Estonian illustrator and author Edgar Valter (1929-2006; 1996 IBBY Honour List distinction) was not only an illustrator, but also a writer and a spokesperson for children's literature during the second half of the twentieth century. This overview is dedicated to the memory of Edgar Valter, providing a brief analysis of his works. It includes the development of his illustration style, his evolution from illustrator to author-illustrator, and his eventual status as the "Grand Old Man" of Estonian children's culture.
Valter, the illustrator
Edgar Valter's development as an artist was long and eventful. His childhood was sunny and safe, as Valter himself has characterized it. As a schoolboy, he was always busy drawing pictures. He was not a good pupil, and all his copybooks were full of drawings. But his childhood drawings were printed in the newspapers of the time, and he gave his first caricature to the editor of Ohtuleht, the second biggest daily newspaper in Estonia at the age of 15. Having no academic art education, he used every free minute for drawing, learning techniques in practice, drawing people in parks, in the street, outdoors. "That was my school. And I wanted to be a good pupil there!" he said.
Valter's first illustrations for a children's book were published in 1948, and he worked as a freelancer illustrator for years afterward. The main tendency in children's literature of 1940-1950s was so-called socialist realism, pointing out the values of hardworking and collectivist heroes. Valter was one of the first illustrators in the 1950s to have enough courage to avoid the dogmatic image and to draw joyful, dynamic, humorous figures.
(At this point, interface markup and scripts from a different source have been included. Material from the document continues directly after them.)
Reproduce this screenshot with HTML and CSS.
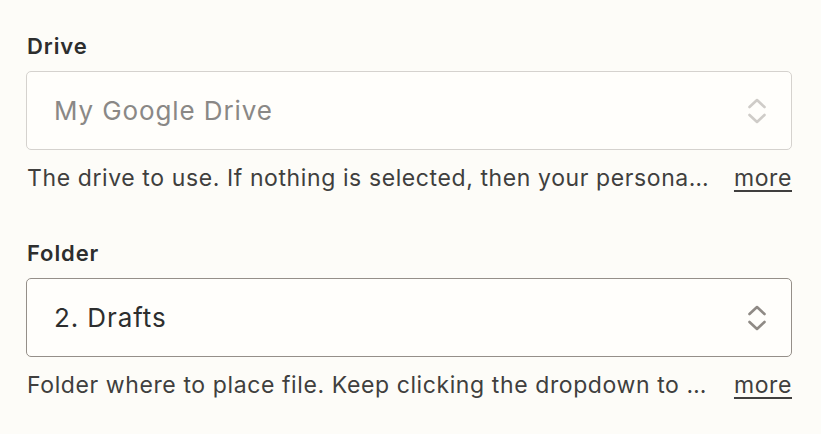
FILE: index.html
```html
<!DOCTYPE html>
<html lang="en">
<head>
    <meta charset="UTF-8">
    <meta name="viewport" content="width=device-width, initial-scale=1.0">
    <title>Google Drive fields</title>
    <link rel="stylesheet" href="styles.css">
</head>
<body>
    <div class="form">
        <!-- Drive field -->
        <div class="field">
            <label class="field-label">Drive</label>
            <div class="select disabled">
                <span class="select-value">My Google Drive</span>
                <svg class="chevrons" width="20" height="28" viewBox="0 0 20 28" fill="none" stroke="currentColor" stroke-width="2.6" stroke-linecap="round" stroke-linejoin="round">
                    <path d="M2.5 10 L10 3 L17.5 10"/>
                    <path d="M2.5 18 L10 25 L17.5 18"/>
                </svg>
            </div>
            <div class="help">
                <p class="help-text">The drive to use. If nothing is selected, then your personal Google Drive will be used.</p>
                <a class="more" href="#">more</a>
            </div>
        </div>

        <!-- Folder field -->
        <div class="field">
            <label class="field-label">Folder</label>
            <div class="select">
                <span class="select-value">2. Drafts</span>
                <svg class="chevrons" width="20" height="28" viewBox="0 0 20 28" fill="none" stroke="currentColor" stroke-width="2.6" stroke-linecap="round" stroke-linejoin="round">
                    <path d="M2.5 10 L10 3 L17.5 10"/>
                    <path d="M2.5 18 L10 25 L17.5 18"/>
                </svg>
            </div>
            <div class="help">
                <p class="help-text">Folder where to place file. Keep clicking the dropdown to go into subfolders.</p>
                <a class="more" href="#">more</a>
            </div>
        </div>
    </div>
</body>
</html>
```

FILE: styles.css
```css
* {
    margin: 0;
    padding: 0;
    box-sizing: border-box;
}

body {
    font-family: Inter, "Noto Sans", sans-serif;
    background-color: #fdfcf8;
    color: #403f3e;
}

.form {
    width: 766px;
    margin: 32px 0 0 26px;
    display: flex;
    flex-direction: column;
    gap: 45px;
}

.field-label {
    display: block;
    font-size: 22px;
    font-weight: 600;
    line-height: 28px;
    letter-spacing: 0.9px;
    color: #2d2e2e;
    padding-left: 1px;
    margin-bottom: 11px;
}

.select {
    height: 79px;
    border: 1px solid #958f89;
    border-radius: 5px;
    background-color: #fffefb;
    display: flex;
    align-items: center;
    justify-content: space-between;
    padding: 0 24px 0 27px;
    color: #2d2e2e;
}

.select-value {
    font-size: 26px;
    letter-spacing: 0.9px;
}

.chevrons {
    color: #8f8a85;
}

.select.disabled {
    border-color: #d5d2ce;
}

.select.disabled .select-value {
    color: #8a8886;
}

.select.disabled .chevrons {
    color: #cfccc8;
}

.help {
    display: flex;
    align-items: baseline;
    gap: 22px;
    margin-top: 12px;
    font-size: 23px;
    line-height: 32px;
    letter-spacing: 0.6px;
}

.help-text {
    flex: 1;
    white-space: nowrap;
    overflow: hidden;
    text-overflow: ellipsis;
    padding-left: 1px;
}

.more {
    color: #403f3e;
    text-decoration: underline;
    text-underline-offset: 4px;
}
```
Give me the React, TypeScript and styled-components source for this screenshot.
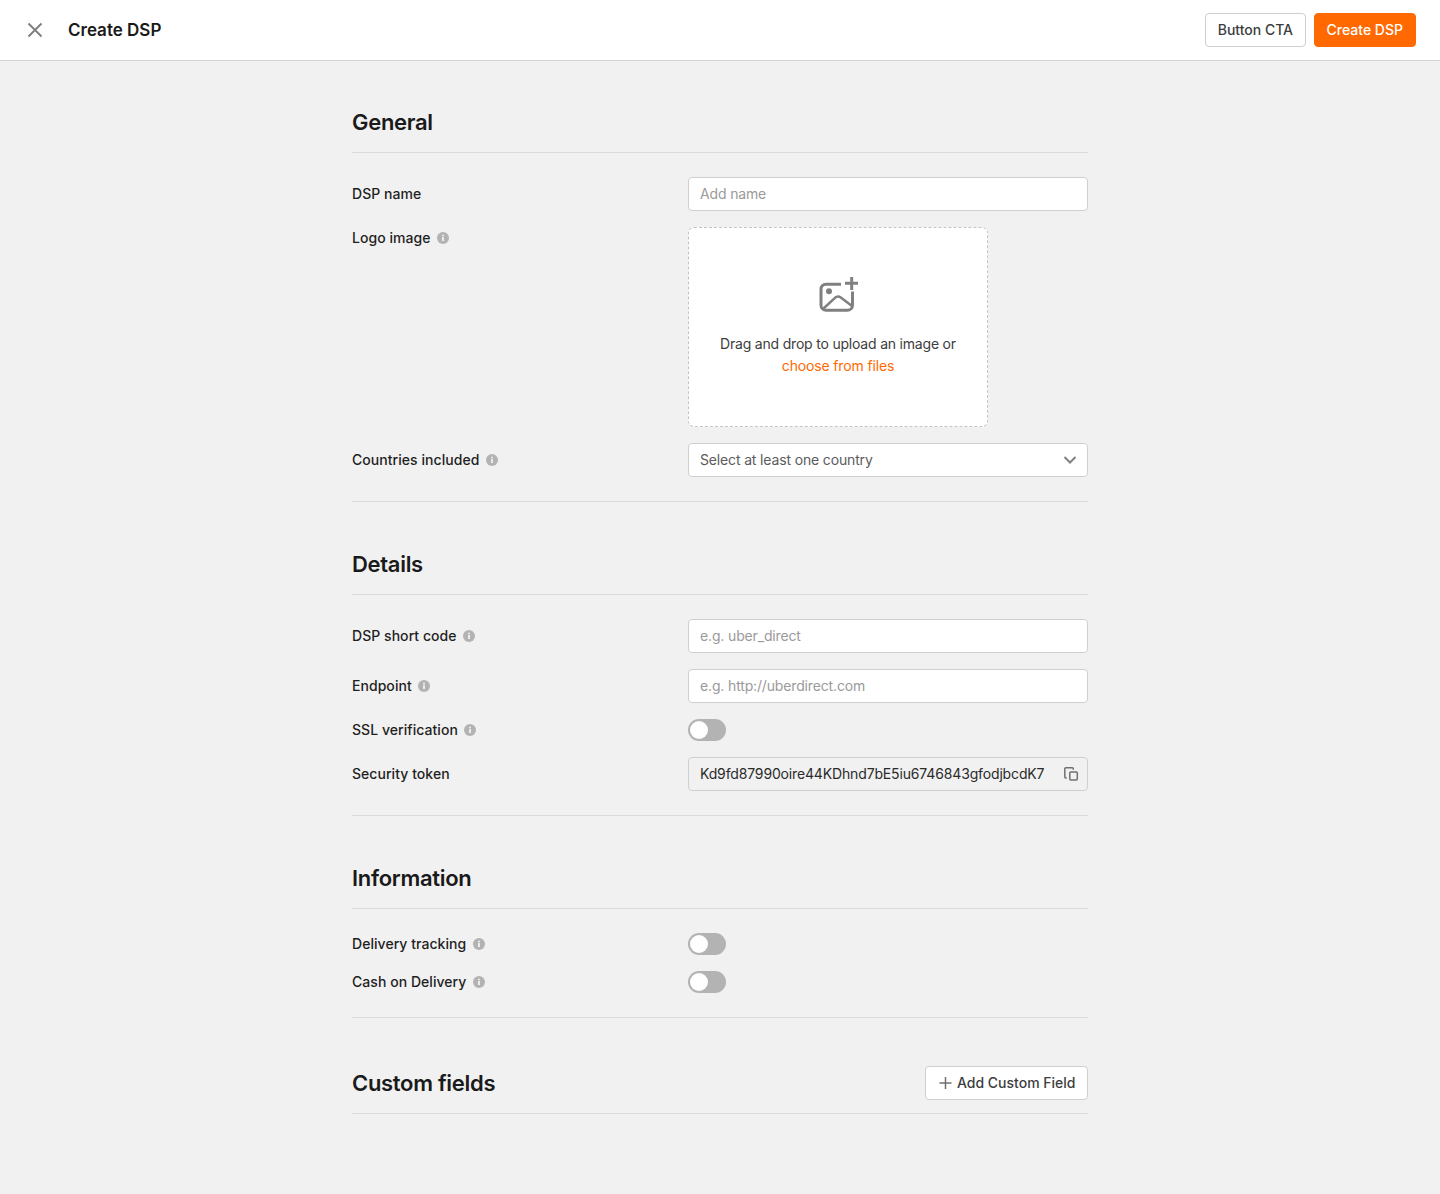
import React from "react";
import styled, { createGlobalStyle } from "styled-components";

const Global = createGlobalStyle`
  html, body { margin: 0; padding: 0; background: #f1f1f1; }
  body { font-family: Inter, "Liberation Sans", sans-serif; color: #1a1a1a; }
  * { box-sizing: border-box; }
`;

const Page = styled.div`
  min-height: 1194px;
  background: #f1f1f1;
`;

const TopBar = styled.header`
  height: 61px;
  background: #fff;
  border-bottom: 1px solid #d4d4d4;
  display: flex;
  align-items: center;
  padding: 0 24px;
`;

const CloseButton = styled.button`
  width: 22px;
  height: 22px;
  padding: 0;
  border: 0;
  background: none;
  display: flex;
  align-items: center;
  justify-content: center;
  margin-right: 22px;
`;

const PageTitle = styled.h1`
  margin: 0;
  flex: 1;
  font-size: 17px;
  line-height: 22px;
  font-weight: 600;
  color: #1a1a1a;
`;

const Actions = styled.div`
  display: flex;
  gap: 8px;
`;

const Button = styled.button<{ $primary?: boolean }>`
  height: 34px;
  padding: 0 ${(p) => (p.$primary ? 12 : 11.5)}px 1px;
  display: inline-flex;
  align-items: center;
  gap: 5px;
  border-radius: 4px;
  border: 1px solid ${(p) => (p.$primary ? "#ff6900" : "#cfcfcf")};
  background: ${(p) => (p.$primary ? "#ff6900" : "#fff")};
  color: ${(p) => (p.$primary ? "#fff" : "#3d3d3d")};
  font-family: inherit;
  font-size: 14px;
  font-weight: 500;
  white-space: nowrap;
`;

const PlusIcon = styled.svg`
  display: block;
  margin-top: 1px;
`;

const Main = styled.main`
  width: 736px;
  margin: 0 auto;
  padding-top: 46px;
`;

const Section = styled.section<{ $last?: boolean }>`
  padding-bottom: ${(p) => (p.$last ? 0 : 24)}px;
  margin-bottom: 47px;
  border-bottom: ${(p) => (p.$last ? "none" : "1px solid #dcdcdc")};
`;

const SectionHead = styled.div<{ $action?: boolean }>`
  display: flex;
  align-items: center;
  justify-content: space-between;
  padding-top: ${(p) => (p.$action ? 1 : 0)}px;
  padding-bottom: ${(p) => (p.$action ? 13 : 15)}px;
  border-bottom: 1px solid #dcdcdc;
`;

const SectionTitle = styled.h2`
  margin: 0;
  font-size: 22px;
  line-height: 30px;
  font-weight: 600;
  letter-spacing: -0.3px;
  color: #1a1a1a;
`;

const Rows = styled.div`
  margin-top: 24px;
  display: flex;
  flex-direction: column;
  gap: 16px;
`;

const Row = styled.div<{ $top?: boolean }>`
  display: grid;
  grid-template-columns: 336px 400px;
  align-items: ${(p) => (p.$top ? "start" : "center")};
`;

const Label = styled.label`
  display: flex;
  align-items: center;
  gap: 6.5px;
  font-size: 14px;
  line-height: 22px;
  font-weight: 500;
  letter-spacing: 0.05px;
  color: #1f1f1f;
`;

const InfoDot = styled.span`
  width: 12px;
  height: 12px;
  display: block;
`;

const Field = styled.div<{ $readonly?: boolean }>`
  height: 34px;
  display: flex;
  align-items: center;
  justify-content: space-between;
  padding: 0 8px 0 11px;
  border-radius: 4px;
  background: ${(p) => (p.$readonly ? "#f1f1f1" : "#fff")};
  border: 1px solid #cfcfcf;
  font-size: 14px;
`;

const tones = { placeholder: "#9a9a9a", muted: "#5c5c5c", value: "#2b2b2b" };

const FieldText = styled.span<{ $tone: keyof typeof tones }>`
  color: ${(p) => tones[p.$tone]};
  letter-spacing: -0.15px;
  line-height: 20px;
  padding-bottom: 1px;
`;

const Dropzone = styled.div`
  width: 300px;
  height: 200px;
  background: #fff;
  border: 1px dashed #c4c4c4;
  border-radius: 6px;
  display: flex;
  flex-direction: column;
  align-items: center;
  padding-top: 49px;
  font-size: 14px;
  line-height: 22px;
  letter-spacing: -0.2px;
  color: #3d3d3d;
  text-align: center;
`;

const DropIcon = styled.svg`
  display: block;
  margin-bottom: 20px;
  margin-left: 1px;
`;

const FileLink = styled.span`
  color: #ff6900;
  display: block;
  letter-spacing: -0.15px;
`;

const Toggle = styled.span`
  width: 38px;
  height: 22px;
  display: block;
  border-radius: 11px;
  background: #b3b3b3;
  padding: 2px;
`;

const Knob = styled.span`
  width: 18px;
  height: 18px;
  display: block;
  border-radius: 50%;
  background: #fff;
`;

const Info = () => (
  <InfoDot>
    <svg width="12" height="12" viewBox="0 0 12 12" style={{ display: "block" }}>
      <circle cx="6" cy="6" r="6" fill="#b3b3b3" />
      <rect x="5.25" y="5" width="1.5" height="4" fill="#fff" />
      <rect x="5.25" y="2.75" width="1.5" height="1.5" fill="#fff" />
    </svg>
  </InfoDot>
);

const Switch = () => (
  <Toggle>
    <Knob />
  </Toggle>
);

export default function App() {
  return (
    <Page>
      <Global />
      <TopBar>
        <CloseButton aria-label="Close">
          <svg width="22" height="22" viewBox="0 0 22 22" fill="none" stroke="#808080" strokeWidth="2">
            <path d="M4.5 4.5l13 13M17.5 4.5l-13 13" />
          </svg>
        </CloseButton>
        <PageTitle>Create DSP</PageTitle>
        <Actions>
          <Button>Button CTA</Button>
          <Button $primary>Create DSP</Button>
        </Actions>
      </TopBar>
      <Main>
        <Section>
          <SectionHead>
            <SectionTitle>General</SectionTitle>
          </SectionHead>
          <Rows>
            <Row>
              <Label>DSP name</Label>
              <Field>
                <FieldText $tone="placeholder">Add name</FieldText>
              </Field>
            </Row>
            <Row $top>
              <Label>
                Logo image <Info />
              </Label>
              <Dropzone>
                <DropIcon width="40" height="36" viewBox="0 0 40 36" fill="none" stroke="#808080" strokeWidth="3">
                  <path d="M22 7.2H7a5 5 0 0 0-5 5v16a5 5 0 0 0 5 5h21.500a5 5 0 0 0 5-5V14.500" />
                  <path d="M4.500 31.500L16 20.800c1.800-1.600 4-1.600 5.800-.2L33 29" strokeWidth="2.500" />
                  <circle cx="10" cy="14.300" r="3" fill="#808080" stroke="none" />
                  <path d="M32.700 0v13M26 6.300h13" />
                </DropIcon>
                <div>Drag and drop to upload an image or</div>
                <FileLink>choose from files</FileLink>
              </Dropzone>
            </Row>
            <Row>
              <Label>
                Countries included <Info />
              </Label>
              <Field>
                <FieldText $tone="muted">Select at least one country</FieldText>
                <svg width="14" height="8" viewBox="0 0 14 8" fill="none" stroke="#808080" strokeWidth="2" style={{ marginRight: 2 }}>
                  <path d="M1.500 1l5.500 5.500L12.500 1" />
                </svg>
              </Field>
            </Row>
          </Rows>
        </Section>

        <Section>
          <SectionHead>
            <SectionTitle>Details</SectionTitle>
          </SectionHead>
          <Rows>
            <Row>
              <Label>
                DSP short code <Info />
              </Label>
              <Field>
                <FieldText $tone="placeholder">e.g. uber_direct</FieldText>
              </Field>
            </Row>
            <Row>
              <Label>
                Endpoint <Info />
              </Label>
              <Field>
                <FieldText $tone="placeholder">e.g. http://uberdirect.com</FieldText>
              </Field>
            </Row>
            <Row>
              <Label>
                SSL verification <Info />
              </Label>
              <Switch />
            </Row>
            <Row>
              <Label>Security token</Label>
              <Field $readonly>
                <FieldText $tone="value">Kd9fd87990oire44KDhnd7bE5iu6746843gfodjbcdK7</FieldText>
                <svg width="16" height="16" viewBox="0 0 16 16" fill="none" stroke="#707070" strokeWidth="1.500">
                  <rect x="6.800" y="6" width="7.500" height="8" rx="1" />
                  <path d="M3.800 12h-1a1 1 0 0 1-1-1V2.800a1 1 0 0 1 1-1h6.500a1 1 0 0 1 1 1v1" />
                </svg>
              </Field>
            </Row>
          </Rows>
        </Section>

        <Section>
          <SectionHead>
            <SectionTitle>Information</SectionTitle>
          </SectionHead>
          <Rows>
            <Row>
              <Label>
                Delivery tracking <Info />
              </Label>
              <Switch />
            </Row>
            <Row>
              <Label>
                Cash on Delivery <Info />
              </Label>
              <Switch />
            </Row>
          </Rows>
        </Section>

        <Section $last>
          <SectionHead $action>
            <SectionTitle>Custom fields</SectionTitle>
            <Button>
              <PlusIcon width="14" height="14" viewBox="0 0 14 14" fill="none" stroke="#707070" strokeWidth="1.500">
                <path d="M7.500 1v12M1.500 7h12" />
              </PlusIcon>
              Add Custom Field
            </Button>
          </SectionHead>
        </Section>
      </Main>
    </Page>
  );
}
Valter was entrusted with illustrating the first translation of Astrid Lindgren's works in the Estonian language Kalle Bbmkvisti seiklused (in English Bill Bergson, Master Detective) in 1960. Contemporary Estonian author Leelo Tungal was a schoolgirl then. She remembers, "The brightest experience of the song festival in Tallinn in 1960 was that the book by Astrid Lindgren, Kalle Blomkvist/Bill Bergson was bought for me. I read...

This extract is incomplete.